Many of us have rather unreasonable fears. I have such a fear when it comes to using pit or vault toilets, commonly found in areas where hiking trails abound. It isn't so much the smell (which can be disgusting), but more the act of leaning over that dark opening and not really knowing "what all" is down there. Just read this story, confirming that if I ever drop an item down one of these things, it's just gone, man. I cannot fathom going in after something, and think I have to go lie down now and stop envisioning this actually playing out in all its gory detail.
https://www.outsideonline.com/outdoor-adventure/hiking-and-backpacking/trailhead-toilet-fall-olympic-peninsula/

Comments (25)

  • Ida
    Original Author
    last year

    And then there's this guy, whose photo has been making the rounds. Story is that he dropped his phone down the hole, removed all of his clothing, and went I'm after it. Unable to climb back out on his own, he was rescued a few hours later (not next day, as the caption indicates). The door had to be broken down, as of course he had locked it.

    Happened in Montana.



  • Jilly
    last year
    last modified: last year

    IDA. OMG.

    I have a very real phobia of even using regular public restrooms (sometimes I have to, they’re a necessary evil), but this! This is horrific.

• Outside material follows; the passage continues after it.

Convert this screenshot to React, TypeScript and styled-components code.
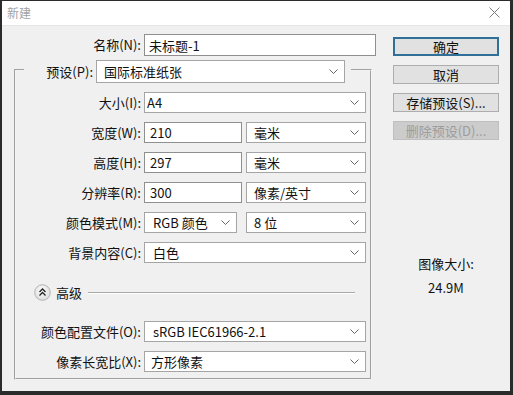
import styled, { createGlobalStyle } from "styled-components";

const GlobalStyle = createGlobalStyle`
  html, body {
    margin: 0;
    padding: 0;
    background: #2b2b2b;
  }
  * {
    box-sizing: border-box;
  }
`;

const FONT = `"Noto Sans CJK SC", "Microsoft YaHei", "Liberation Sans", sans-serif`;

function Chevron() {
  return (
    <svg width="9" height="5" viewBox="0 0 9 5">
      <polyline points="0.5,0.5 4.5,4.5 8.5,0.5" fill="none" stroke="#666" strokeWidth="1" />
    </svg>
  );
}

function AdvancedToggle() {
  return (
    <svg width="17" height="17" viewBox="0 0 17 17">
      <defs>
        <radialGradient id="adv" cx="0.45" cy="0.4" r="0.6">
          <stop offset="0" stopColor="#ffffff" />
          <stop offset="1" stopColor="#dcdcdc" />
        </radialGradient>
      </defs>
      <circle cx="8.5" cy="8.5" r="7.8" fill="url(#adv)" stroke="#b4b4b4" />
      <polyline points="5.5,8 8.5,5 11.5,8" fill="none" stroke="#222" strokeWidth="1.3" />
      <polyline points="5.5,11.5 8.5,8.5 11.5,11.5" fill="none" stroke="#222" strokeWidth="1.3" />
    </svg>
  );
}

function Select({ value, width, pad = 7 }: { value: string; width: number; pad?: number }) {
  return (
    <SelectBox $width={width} $pad={pad}>
      <span>{value}</span>
      <Chevron />
    </SelectBox>
  );
}

export default function App() {
  return (
    <>
      <GlobalStyle />
      <Window>
        <TitleBar>
          <Title>新建</Title>
          <CloseIcon viewBox="0 0 11 11">
            <line x1="0.5" y1="0.5" x2="10.5" y2="10.5" />
            <line x1="10.5" y1="0.5" x2="0.5" y2="10.5" />
          </CloseIcon>
        </TitleBar>
        <Body>
          <LeftColumn>
            <NameRow>
              <Label $width={127}>名称(N):</Label>
              <TextInput $width={232} $height={22} $pad={4}>未标题-1</TextInput>
            </NameRow>
            <Group>
              <Legend>
                <Label $width={69}>预设(P):</Label>
                <Select value="国际标准纸张" width={249} />
              </Legend>
              <Rows>
                <Row>
                  <Label $width={125}>大小(I):</Label>
                  <Select value="A4" width={222} pad={2} />
                </Row>
                <Row>
                  <Label $width={125}>宽度(W):</Label>
                  <TextInput $width={98} $height={21} $pad={5}>210</TextInput>
                  <Select value="毫米" width={120} />
                </Row>
                <Row>
                  <Label $width={125}>高度(H):</Label>
                  <TextInput $width={98} $height={21} $pad={5}>297</TextInput>
                  <Select value="毫米" width={120} />
                </Row>
                <Row>
                  <Label $width={125}>分辨率(R):</Label>
                  <TextInput $width={98} $height={21} $pad={5}>300</TextInput>
                  <Select value="像素/英寸" width={120} />
                </Row>
                <Row>
                  <Label $width={125}>颜色模式(M):</Label>
                  <Select value="RGB 颜色" width={93} pad={8} />
                  <Spacer $width={9} />
                  <Select value="8 位" width={120} />
                </Row>
                <Row>
                  <Label $width={125}>背景内容(C):</Label>
                  <Select value="白色" width={222} pad={8} />
                </Row>
              </Rows>
              <AdvancedRow>
                <AdvancedToggle />
                <AdvancedText>高级</AdvancedText>
                <EtchedLine />
              </AdvancedRow>
              <Rows>
                <Row>
                  <Label $width={125}>颜色配置文件(O):</Label>
                  <Select value="sRGB IEC61966-2.1" width={222} pad={8} />
                </Row>
                <Row>
                  <Label $width={125}>像素长宽比(X):</Label>
                  <Select value="方形像素" width={222} pad={6} />
                </Row>
              </Rows>
            </Group>
          </LeftColumn>
          <RightColumn>
            <Button $variant="default">确定</Button>
            <Button>取消</Button>
            <Button>存储预设(S)...</Button>
            <Button $variant="disabled">删除预设(D)...</Button>
            <SizeInfo>
              <span>图像大小:</span>
              <span>24.9M</span>
            </SizeInfo>
          </RightColumn>
        </Body>
      </Window>
    </>
  );
}

const Window = styled.div`
  width: 513px;
  height: 395px;
  display: flex;
  flex-direction: column;
  border-style: solid;
  border-color: #2b2b2b;
  border-width: 1px 3px 4px 2px;
  background: #f0f0f0;
  font-family: ${FONT};
  font-size: 13px;
  color: #111;
`;

const TitleBar = styled.div`
  display: flex;
  align-items: center;
  justify-content: space-between;
  height: 25px;
  flex: none;
  padding: 0 10px 2px 5px;
  background: #ffffff;
  border-bottom: 1px solid #e6e6e6;
`;

const Title = styled.span`
  color: #a3a3a3;
  font-size: 12px;
`;

const CloseIcon = styled.svg`
  width: 11px;
  height: 11px;
  stroke: #7c7c7c;
  stroke-width: 1;
`;

const Body = styled.div`
  flex: 1;
  display: flex;
  padding: 8px 0 0 12px;
`;

const LeftColumn = styled.div`
  display: flex;
  flex-direction: column;
  flex: none;
  width: 366px;
`;

const NameRow = styled.div`
  display: flex;
  align-items: center;
  height: 22px;
`;

const Label = styled.span<{ $width: number }>`
  flex: none;
  width: ${({ $width }) => $width}px;
  margin-right: 3px;
  text-align: right;
  white-space: nowrap;
  line-height: 16px;
`;

const TextInput = styled.div<{ $width: number; $height: number; $pad: number }>`
  display: flex;
  align-items: center;
  flex: none;
  width: ${({ $width }) => $width}px;
  height: ${({ $height }) => $height}px;
  padding-left: ${({ $pad }) => $pad}px;
  margin-right: 4px;
  border: 1px solid #8f8f8f;
  background: #ffffff;
  white-space: nowrap;
`;

const SelectBox = styled.div<{ $width: number; $pad: number }>`
  display: flex;
  align-items: center;
  justify-content: space-between;
  flex: none;
  width: ${({ $width }) => $width}px;
  height: 21px;
  padding: 0 6px 0 ${({ $pad }) => $pad}px;
  border: 1px solid #a5a5a5;
  background: #ffffff;
  white-space: nowrap;

  svg {
    flex: none;
  }
`;

const Spacer = styled.span<{ $width: number }>`
  flex: none;
  width: ${({ $width }) => $width}px;
`;

const Group = styled.fieldset`
  width: 358px;
  margin: 0;
  padding: 9px 0 6px;
  border: 2px groove #f4f4f4;
  min-inline-size: 0;
`;

const Legend = styled.legend`
  display: flex;
  align-items: center;
  margin-left: 8px;
  padding: 4px 6px 0 0;

  ${SelectBox} {
    height: 23px;
  }
`;

const Rows = styled.div`
  display: flex;
  flex-direction: column;
  gap: 9px;
`;

const Row = styled.div`
  display: flex;
  align-items: center;
  height: 21px;
`;

const AdvancedRow = styled.div`
  display: flex;
  align-items: center;
  height: 17px;
  margin: 21px 15px 20px 0;
  padding-left: 18px;
`;

const AdvancedText = styled.span`
  margin-left: 5px;
  line-height: 16px;
`;

const EtchedLine = styled.span`
  flex: 1;
  height: 2px;
  margin-left: 6px;
  border-top: 1px solid #a8a8a8;
  border-bottom: 1px solid #ffffff;
`;

const RightColumn = styled.div`
  display: flex;
  flex-direction: column;
  gap: 9px;
  flex: none;
  width: 106px;
  margin-left: 13px;
  padding-top: 3px;
`;

const Button = styled.div<{ $variant?: "default" | "disabled" }>`
  display: flex;
  align-items: center;
  justify-content: center;
  height: 19px;
  background: ${({ $variant }) => ($variant === "disabled" ? "#cccccc" : "#e1e1e1")};
  border: ${({ $variant }) =>
    $variant === "default" ? "2px solid #2f6f98" : $variant === "disabled" ? "1px solid #bfbfbf" : "1px solid #adadad"};
  color: ${({ $variant }) => ($variant === "disabled" ? "#9c9c9c" : "#111")};
  white-space: nowrap;
  line-height: 16px;
`;

const SizeInfo = styled.div`
  display: flex;
  flex-direction: column;
  align-items: center;
  gap: 8px;
  margin-top: 107px;
  line-height: 16px;
`;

    My phone would never be worth wading around in … that. Nothing would be. 🤢

    You posted this on purpose, didn’t you? Because I tagged you on that spider carrying a sac of babies post. You win!

    🤣

  • Kitchenwitch111
    last year

    She's lucky her phone worked and she could call for help getting out. What if it didn't work, she could still be in there!

  • pricklypearcactus
    last year

    I already have a (rational?) fear of dropping something down a vault toilet. I always triple check my pockets before using one. Now I have this additional fear to add to the list of falling into the vault toilet. Yikes.

  • Ida
    Original Author
    last year
    last modified: last year

    I'm so skeeved out by these things that I make DH stand just outside the door and talk to me while I'm in there. I will say I've never had to do anything "heavy duty" in one of them, so it's a quick in and out, but it still unnerves me. Realistically I know that a poo-covered monster is not going to rise up out of the thing as I'm hovering and drag me down, down, down ... but the 5 year old that still resides inside of me still feels very vulnerable to the possibility.

  • Jilly
    last year

    And snakes or other critters!

  • Feathers11
    last year

    At least Andy Dufresne gained his freedom. I would not put myself through that for a phone.

  • nekotish
    last year

    When our twins were newly toilet trained we were moving from one campsite to another and suddenly one daughter "had to go." So I took her and her sister to the outhouse, something new to them. When daughter was finished, I lifted her off and proceeded to clean her up and pull up her pants. My other daughter toddled over and peered down the hole and turned to us with a look of incredulity and said "oh, Dodo (her nickname for her sister) You did a lot of poo!"

  • Ida
    Original Author
    last year

    🤣🤣🤣

  • olychick
    last year

    I always worry with the more flimsy pit toilets (not the ones with concrete floors) that they are going to be rotten and the floor will give way even just walking on it. I also have bad knees which makes 'hovering' very difficult. Grab bars help, but ew who wants to touch those in there.

  • pricklypearcactus
    last year

    @nekotish that is absolutely hilarious!!!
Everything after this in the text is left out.